Dell Computer Corporation
One Dell Way
Round Rock, Texas 78682
Telephone 512.338.4400
Telefax 512.283.1111



February 18, 2003

Mr. Jonathan G. Katz
Securities and Exchange Commission
450 Fifth Street NW
Washington, D.C. 20549-0609

Re: File No. S7-50-02; Proposed Rule: Rule 10b-18 and Purchases of Certain Equity Securities by the Issuer and Others (the "Proposed Rule")

Dear Mr. Katz:

Dell Computer Corporation ("Dell") appreciates the opportunity to comment on the Commission's proposed changes to Rule 10b-18. Dell has an active share repurchase program, and we are therefore very interested in this Proposed Rule. While we are supportive of several of the recommendations therein, we do have concerns about some of the disclosure/reporting implications as more fully discussed in our specific comments below.

We have the following specific comments on the Proposed Rule:

  • We strongly support the proposal to allow qualified issuers to trade up until 10 minutes prior to the market close. We believe that the 10 minute rule strikes an effective balance between the need for flexibility for an issuer and the need to prevent an issuer from affecting the closing price. Our experience is that there is significant trading volume during the final 30 minutes of a trading day. Due to the high trading volume during that time period, we believe it is unlikely that an issuer with significant public float and trading volume would affect the closing price.

  • Dell strongly supports the proposal to increase the volume limit to 100% of average daily trading volume in the event of a severe market decline or market-wide trading suspension. We believe this proposal enhances market liquidity and provides additional flexibility to issuers during rare times of market turmoil.

  • Dell strongly supports enhanced disclosure regarding an issuer's share repurchase activities. We are concerned, however, that the Proposed Rule may result in confusing disclosures. We believe issuers should be required to announce promptly the adoption of a share repurchase program (although we do not think it necessitates the filing of a Form 8-K) and that Item 703 of Regulation S-K should be amended to require issuers to disclose: (i) the size of their share repurchase program; (ii) the number of shares purchased to date, (iiii) the number of shares purchased during the most recent quarterly period; (iv) the manner in which such purchases were effected; and (v) the average price per share paid during that quarterly period.
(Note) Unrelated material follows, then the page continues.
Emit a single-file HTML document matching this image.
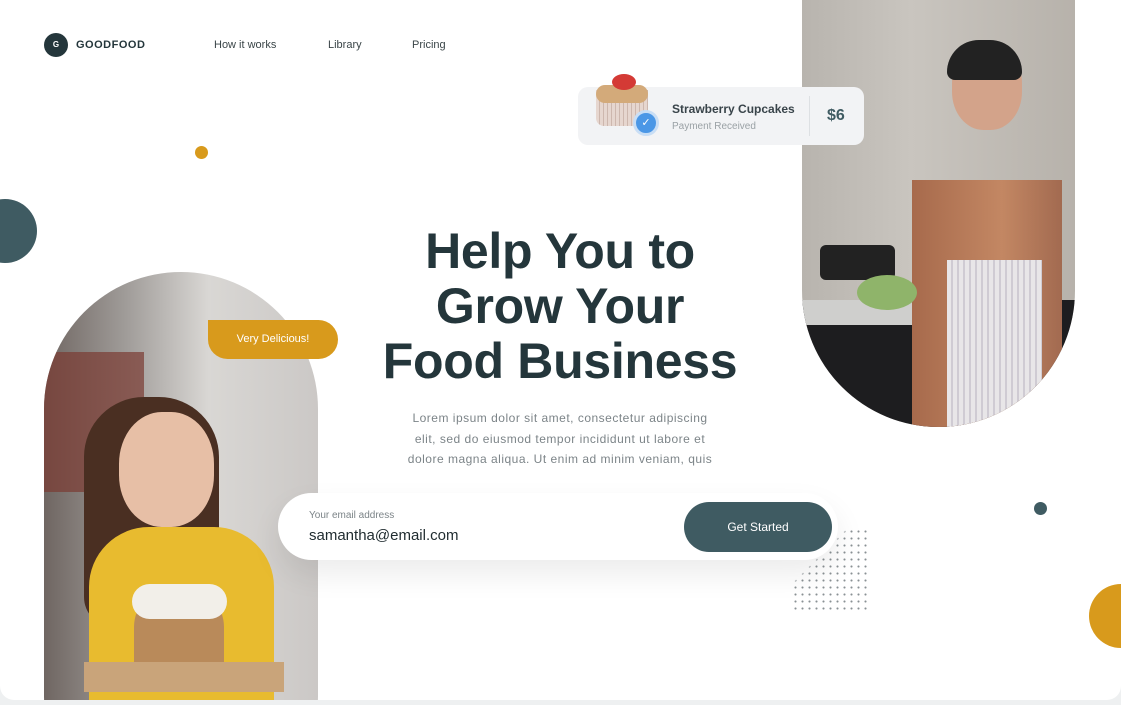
<!DOCTYPE html>
<html style="overflow:hidden;height:705px"><head><style>
*{margin:0;padding:0;box-sizing:border-box}
body{width:1121px;height:705px;background:#eef0f1;font-family:"Liberation Sans",sans-serif;position:relative;overflow:hidden}
.card{position:absolute;left:0;top:0;width:1121px;height:700px;background:#fff;border-radius:0 0 14px 14px;overflow:hidden}
.abs{position:absolute}
.nav{font-size:11px;color:#3a4548;top:39px}
</style></head><body><div class="card">
<div class="abs" style="left:44px;top:33px;width:24px;height:24px;border-radius:50%;background:#24363b;color:#fff;font-size:8px;font-weight:bold;text-align:center;line-height:24px">G</div>
<div class="abs" style="left:76px;top:39px;font-size:11px;font-weight:bold;color:#24363b;letter-spacing:.5px">GOODFOOD</div>
<div class="abs nav" style="left:214px">How it works</div>
<div class="abs nav" style="left:328px">Library</div>
<div class="abs nav" style="left:412px">Pricing</div>
<div class="abs" style="left:195px;top:146px;width:13px;height:13px;border-radius:50%;background:#d89a1c"></div>
<div class="abs" style="left:-27px;top:199px;width:64px;height:64px;border-radius:50%;background:#3f5b62"></div>
<div class="abs" style="left:1034px;top:502px;width:13px;height:13px;border-radius:50%;background:#3f5b62"></div>
<div class="abs" style="left:1089px;top:584px;width:64px;height:64px;border-radius:50%;background:#d89a1c"></div>
<!-- right photo -->
<div class="abs" style="left:802px;top:-140px;width:273px;height:567px;border-radius:137px;overflow:hidden;background:linear-gradient(90deg,#b8b4ae 0%,#c9c5bf 40%,#b7b2ab 100%)">
 <div class="abs" style="left:0;top:440px;width:273px;height:140px;background:#1d1d1f"></div>
 <div class="abs" style="left:0;top:440px;width:150px;height:25px;background:#cfcfcd"></div>
 <div class="abs" style="left:110px;top:320px;width:150px;height:260px;background:linear-gradient(90deg,#a76a4c,#c38763 60%,#a26a50)"></div>
 <div class="abs" style="left:145px;top:400px;width:95px;height:180px;background:repeating-linear-gradient(90deg,#e8e6e8 0 4px,#cfcbd3 4px 6px)"></div>
 <div class="abs" style="left:150px;top:185px;width:70px;height:85px;border-radius:45%;background:#d3a38a"></div>
 <div class="abs" style="left:145px;top:180px;width:75px;height:40px;border-radius:40px 40px 10px 10px;background:#222"></div>
 <div class="abs" style="left:18px;top:385px;width:75px;height:35px;border-radius:6px;background:#222"></div>
 <div class="abs" style="left:55px;top:415px;width:60px;height:35px;border-radius:50%;background:#8fb46a"></div>
</div>
<!-- left photo -->
<div class="abs" style="left:44px;top:272px;width:274px;height:560px;border-radius:137px;overflow:hidden;background:linear-gradient(90deg,#6f6662 0%,#a09c99 30%,#d9d7d4 60%,#cbc8c6 100%)">
 <div class="abs" style="left:0;top:80px;width:100px;height:140px;background:#7a3a32;opacity:.7"></div>
 <div class="abs" style="left:40px;top:125px;width:135px;height:230px;border-radius:60px 60px 30px 30px;background:#4a2f22"></div>
 <div class="abs" style="left:75px;top:140px;width:95px;height:115px;border-radius:45%;background:#e7bfa6"></div>
 <div class="abs" style="left:45px;top:255px;width:185px;height:180px;border-radius:60px 60px 0 0;background:#e8bb2f"></div>
 <div class="abs" style="left:90px;top:315px;width:90px;height:90px;border-radius:40px 40px 10px 10px;background:#b98a5a"></div>
 <div class="abs" style="left:88px;top:312px;width:95px;height:35px;border-radius:40px;background:#f2efe9"></div>
 <div class="abs" style="left:40px;top:390px;width:200px;height:30px;background:#c9a47a"></div>
</div>
<div class="abs" style="left:208px;top:320px;width:130px;height:39px;border-radius:0 20px 20px 20px;background:#d89a1c;color:#fff;font-size:11px;text-align:center;line-height:39px">Very Delicious!</div>
<!-- payment card -->
<div class="abs" style="left:578px;top:87px;width:286px;height:58px;border-radius:10px;background:#f2f3f5"></div>
<div class="abs" style="left:809px;top:96px;width:1px;height:40px;background:#dde0e3"></div>
<div class="abs" style="left:596px;top:90px;width:52px;height:36px;border-radius:0 0 8px 8px;background:repeating-linear-gradient(90deg,#e6d6cf 0 3px,#cdb7ae 3px 4px)"></div>
<div class="abs" style="left:596px;top:85px;width:52px;height:18px;border-radius:20px;background:#d3aa7a"></div>
<div class="abs" style="left:612px;top:74px;width:24px;height:16px;border-radius:50%;background:#d43a35"></div>
<div class="abs" style="left:633px;top:110px;width:26px;height:26px;border-radius:50%;background:#4b97e6;border:3px solid #c9def5;color:#fff;font-size:11px;text-align:center;line-height:20px">✓</div>
<div class="abs" style="left:672px;top:102px;font-size:12px;font-weight:bold;color:#39444a">Strawberry Cupcakes</div>
<div class="abs" style="left:672px;top:121px;font-size:10px;color:#9aa1a5">Payment Received</div>
<div class="abs" style="left:827px;top:107px;font-size:16px;font-weight:bold;color:#3f5b62">$6</div>
<!-- hero -->
<div class="abs" style="left:330px;top:224px;width:460px;text-align:center;font-size:50px;font-weight:bold;line-height:55px;color:#24363b;letter-spacing:-.3px">Help You to<br>Grow Your<br>Food Business</div>
<div class="abs" style="left:360px;top:408px;width:400px;text-align:center;font-size:12px;line-height:20.5px;color:#7c8488;letter-spacing:.5px">Lorem ipsum dolor sit amet, consectetur adipiscing<br>elit, sed do eiusmod tempor incididunt ut labore et<br>dolore magna aliqua. Ut enim ad minim veniam, quis</div>
<!-- dots -->
<div class="abs" style="left:792px;top:528px;width:76px;height:82px;background-image:radial-gradient(circle,#8a9194 0.9px,transparent 1.2px);background-size:7px 7px;-webkit-mask:linear-gradient(135deg,transparent 35%,#000 36%)"></div>
<!-- email -->
<div class="abs" style="left:278px;top:493px;width:560px;height:67px;border-radius:34px;background:#fff;box-shadow:0 14px 30px rgba(0,0,0,.08)"></div>
<div class="abs" style="left:309px;top:510px;font-size:10px;color:#7c8488">Your email address</div>
<div class="abs" style="left:309px;top:527px;font-size:15px;color:#1f2b2f">samantha@email.com</div>
<div class="abs" style="left:684px;top:502px;width:148px;height:50px;border-radius:25px;background:#3f5b62;color:#fff;font-size:12px;text-align:center;line-height:50px">Get Started</div>
</div></body></html>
This information would provide a complete and meaningful description of an issuer's share repurchase program.

    Further, we believe that monthly or daily reporting of share repurchase activity, as suggested by the Commission, would not provide meaningful information to investors. Similarly, we do not support the disclosure of specific transactions that exceed a certain threshold as this would provide incomplete and therefore potentially misleading information regarding an issuer's share repurchase activities. Instead, we strongly believe that detailed quarterly disclosure of share repurchase activity in a single location on Forms 10-K and 10-Q, coupled with a public announcement of the adoption of a program, would provide meaningful and relevant information for investors and provide a complete and accurate view of an issuer's repurchase activities.

  • The Proposed Rule requires identification of the brokers utilized for a share repurchase program. We believe this information is not meaningful to investors and may create an undue burden on issuers. Further, we do not believe that the identity of the broker or brokers provides any meaningful or material information to investors.

  • We are concerned that the Proposed Rule unnecessarily restricts the availability of the Rule 10b-18 safe harbor during a pending merger. The Proposed Rule prohibits any share repurchase activity for an extended period of time during a pending merger, even if the merger is immaterial to an issuer or if the valuation period for the issuer's stock has expired. The basis for this proposal seems to be that an issuer may have an incentive to raise its stock price during a pending merger. This concern, however, is already addressed by Regulation M, pursuant to which an issuer is required to suspend its share repurchase activities during valuation periods and during proxy solicitations. Regulation M, therefore, effectively addresses the Commission's price manipulation concerns. Further, it would seem that these concerns are not relevant in an all-cash merger. Accordingly, we urge the Commission to reevaluate this portion of the Proposed Rule.